Design the platform infrastructure with the mind-set that maintenance windows might be non-existent or very minimal. Therefore, design the platform so maintenance and servicing can be done when systems are online.
Put in place low-level infrastructure and services that have very high availability (for example, 99.99 percent). This includes local area networks (LANs), wide area networks (WANs), naming and directory services, network file services, power, cooling, and storage area networks (SANs).
Select standard solutions for backup, recovery, storage, SAN, and network. Avoid having too many one-off cases for applications when building the platform infrastructure. Minimize the number of builds, platforms, versions, and tools used.

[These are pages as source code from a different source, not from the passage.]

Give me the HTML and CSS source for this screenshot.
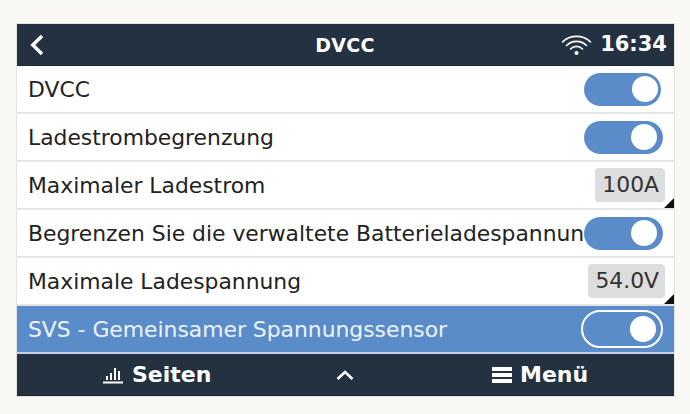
FILE: index.html
```html
<!DOCTYPE html>
<html lang="de">
<head>
  <meta charset="UTF-8" />
  <title>DVCC</title>
  <link rel="stylesheet" href="styles.css">
</head>
<body>
  <div class="screen">
    <header class="topbar">
      <svg class="back" width="16" height="24" viewBox="0 0 16 24"><path d="M14 3 L4.8 12 L14 21" fill="none" stroke="#fff" stroke-width="3.4"/></svg>
      <span class="title">DVCC</span>
      <div class="status">
        <svg class="wifi" width="31" height="22" viewBox="0 0 31 22" fill="none" stroke="#fff" stroke-width="1.6" stroke-linecap="round">
          <path d="M1.5 8 C9 0.5 22 0.5 29.5 8"/>
          <path d="M5.5 11.5 C11 6 20 6 25.5 11.5"/>
          <path d="M9.5 15 C13 11.5 18 11.5 21.5 15"/>
          <circle cx="15.5" cy="19" r="2" fill="#fff" stroke="none"/>
        </svg>
        <span class="clock">16:34</span>
      </div>
    </header>

    <div class="list">
      <div class="row">
        <span class="label">DVCC</span>
        <span class="switch short"><i class="knob"></i></span>
      </div>
      <div class="row">
        <span class="label">Ladestrombegrenzung</span>
        <span class="switch"><i class="knob"></i></span>
      </div>
      <div class="row">
        <span class="label">Maximaler Ladestrom</span>
        <span class="value">100A</span>
        <i class="corner"></i>
      </div>
      <div class="row">
        <span class="label">Begrenzen Sie die verwaltete Batterieladespannung</span>
        <span class="switch"><i class="knob"></i></span>
      </div>
      <div class="row">
        <span class="label">Maximale Ladespannung</span>
        <span class="value">54.0V</span>
        <i class="corner"></i>
      </div>
      <div class="row selected">
        <span class="label">SVS - Gemeinsamer Spannungssensor</span>
        <span class="switch outline"><i class="knob"></i></span>
      </div>
    </div>

    <footer class="bottombar">
      <div class="tab pages">
        <svg width="21" height="18" viewBox="0 0 21 18" fill="#fff">
          <rect x="0" y="15.5" width="20" height="2"/>
          <rect x="3" y="10" width="2" height="4"/>
          <rect x="7" y="7" width="2" height="7"/>
          <rect x="11" y="2" width="2" height="12"/>
          <rect x="15" y="5" width="2" height="9"/>
        </svg>
        <span>Seiten</span>
      </div>
      <svg class="chevron" width="18" height="10" viewBox="0 0 18 10"><path d="M1.5 9 L9 2 L16.5 9" fill="none" stroke="#fff" stroke-width="2.6"/></svg>
      <div class="tab menu">
        <svg width="20" height="18" viewBox="0 0 20 18" fill="#fff">
          <rect x="0" y="1" width="20" height="4"/>
          <rect x="0" y="7" width="20" height="4"/>
          <rect x="0" y="13" width="20" height="4"/>
        </svg>
        <span>Menü</span>
      </div>
    </footer>
  </div>
</body>
</html>
```

FILE: styles.css
```css
body {
  margin: 0;
  padding: 23px 15px 0 16px;
  background-color: #f9f8f4;
  font-family: "DejaVu Sans", sans-serif;
  color: #222;
}

.screen {
  width: 657px;
  border: 1px solid #e4e3df;
  background: white;
}

.topbar {
  display: flex;
  align-items: center;
  justify-content: space-between;
  position: relative;
  height: 41px;
  padding: 0 7px 0 11px;
  background-color: #243140;
  border-bottom: 1px solid #1b2632;
  color: white;
  font-weight: bold;
}

.title {
  position: absolute;
  left: 0;
  right: 1px;
  text-align: center;
  font-size: 19px;
  letter-spacing: 0.3px;
}

.status {
  display: flex;
  align-items: center;
  gap: 8px;
}

.clock {
  font-size: 21px;
  margin-top: -1px;
}

.row {
  display: flex;
  align-items: center;
  justify-content: space-between;
  position: relative;
  height: 46px;
  padding: 0 11px;
  border-bottom: 2px solid #e5e5e5;
  font-size: 21.85px;
}

.label {
  flex: 1;
  min-width: 0;
  margin-top: 1px;
  overflow: hidden;
  white-space: nowrap;
}

.switch {
  display: flex;
  align-items: center;
  justify-content: flex-end;
  box-sizing: border-box;
  width: 79px;
  height: 33px;
  padding-right: 6px;
  border-radius: 17px;
  background-color: #5a8cca;
}

.switch.short {
  width: 77px;
  margin-right: 2px;
  padding-right: 3px;
}

.knob {
  width: 26px;
  height: 26px;
  border-radius: 50%;
  background: white;
}

.switch.outline {
  width: 82px;
  height: 38px;
  padding-right: 5px;
  border-radius: 19px;
  border: 2px solid white;
}

.value {
  margin-right: -2px;
  padding: 0 6px 0 7px;
  height: 34px;
  line-height: 34px;
  border-radius: 4px;
  background-color: #dddddd;
  color: #333;
}

.corner {
  position: absolute;
  right: 0;
  bottom: 0;
  border-style: solid;
  border-width: 0 0 10px 10px;
  border-color: transparent transparent #111 transparent;
}

.selected {
  background-color: #5a8cca;
  color: #eef4fb;
  border-bottom-color: #c3d4e8;
}

.bottombar {
  display: flex;
  align-items: center;
  position: relative;
  height: 41px;
  background-color: #243140;
  border-bottom: 1px solid #1b2632;
  color: white;
  font-size: 22px;
  font-weight: bold;
}

.tab {
  display: flex;
  align-items: center;
  gap: 8px;
  position: absolute;
}

.pages {
  left: 86px;
}

.menu {
  left: 475px;
}

.chevron {
  position: absolute;
  left: 319px;
  top: 16px;
}
```
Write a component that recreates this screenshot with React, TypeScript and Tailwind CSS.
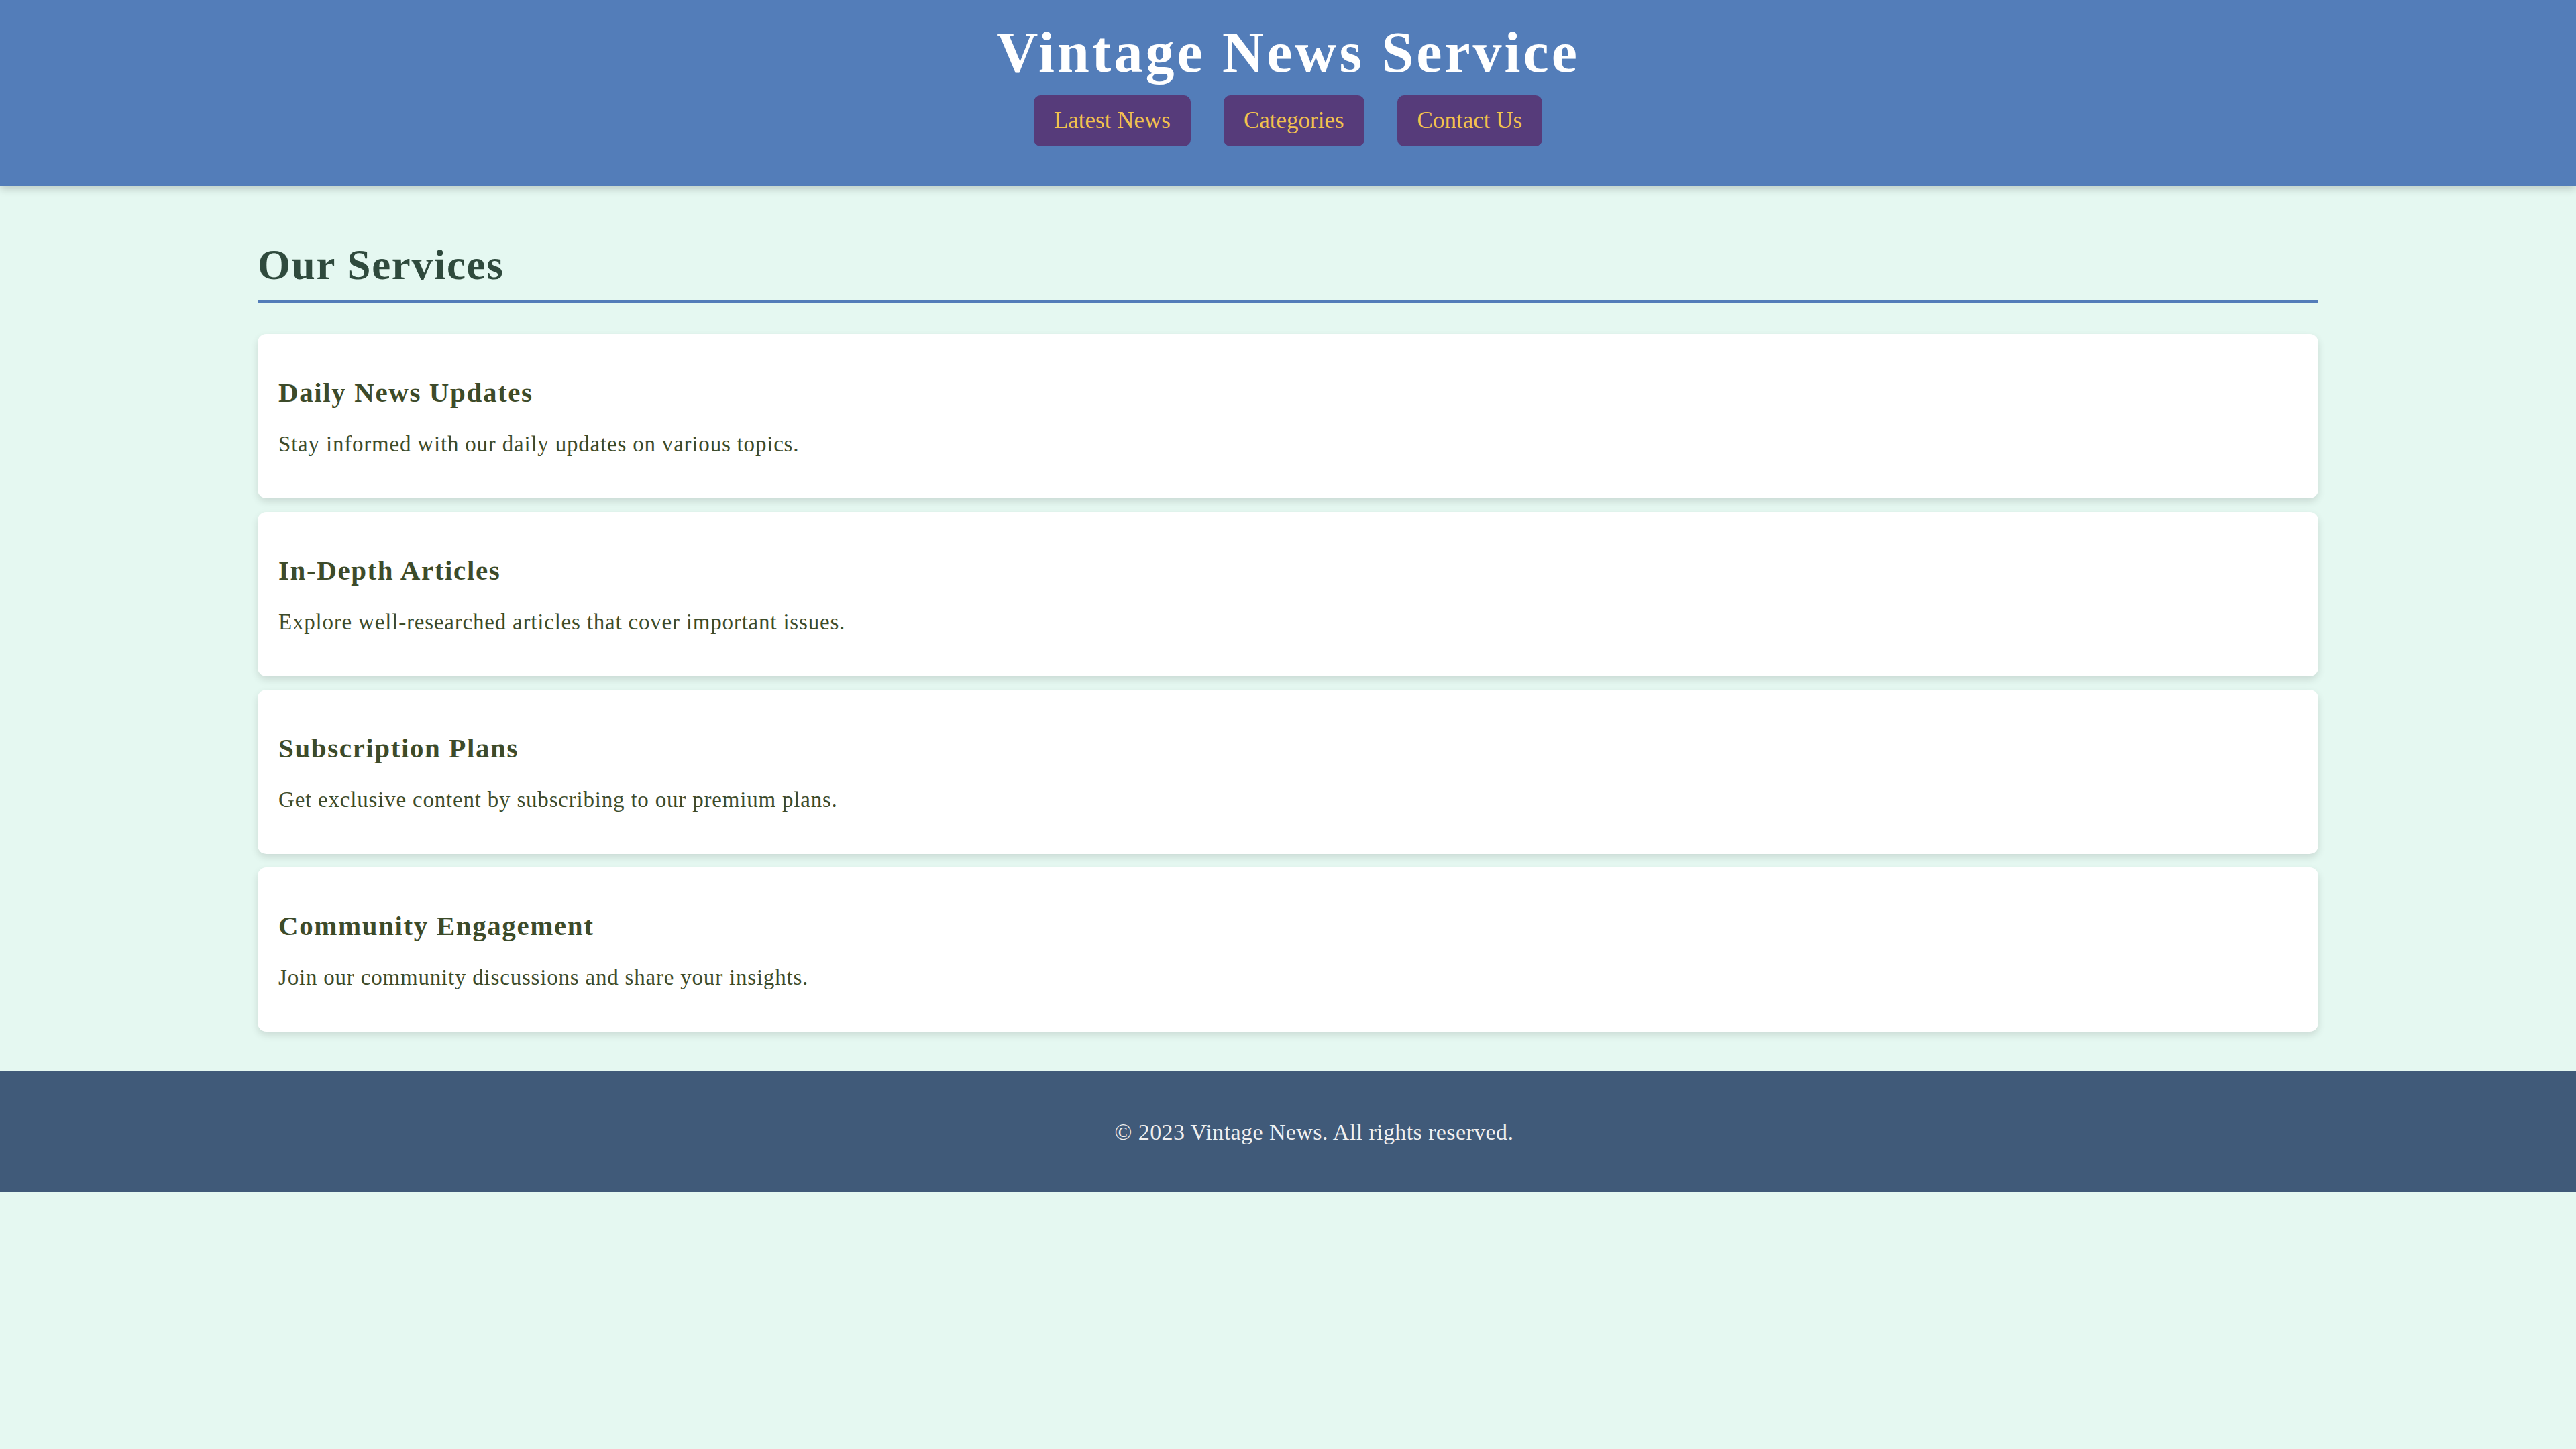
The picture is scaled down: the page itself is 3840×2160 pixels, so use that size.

Choose technologies that are well established in the industry and well supported by their vendors. Avoid in-house customized solutions that must be maintained internally by the system administrators and IT staff. Avoid bleeding edge technologies that do not have a track record.
Choose technologies and designs that are well understood and manageable by your IT staff. Design architectures that are simple, and reduce complexity whenever possible.
Invest in areas that have a big effect on availability and quality of service. For example, invest in operation management, testing procedures, on-site spares, high-end service contracts, IT staff training, change management, monitoring tools, and performance tools.
Implement security procedures and utilize security hardening toolkits to protect the servers' network access points and services. Test security around the Sun Fire platforms with intrusion detection software and audits. Use established products and procedures for implementing security.
Develop, maintain, and test online operational procedures, and implement monitoring software from well established vendors.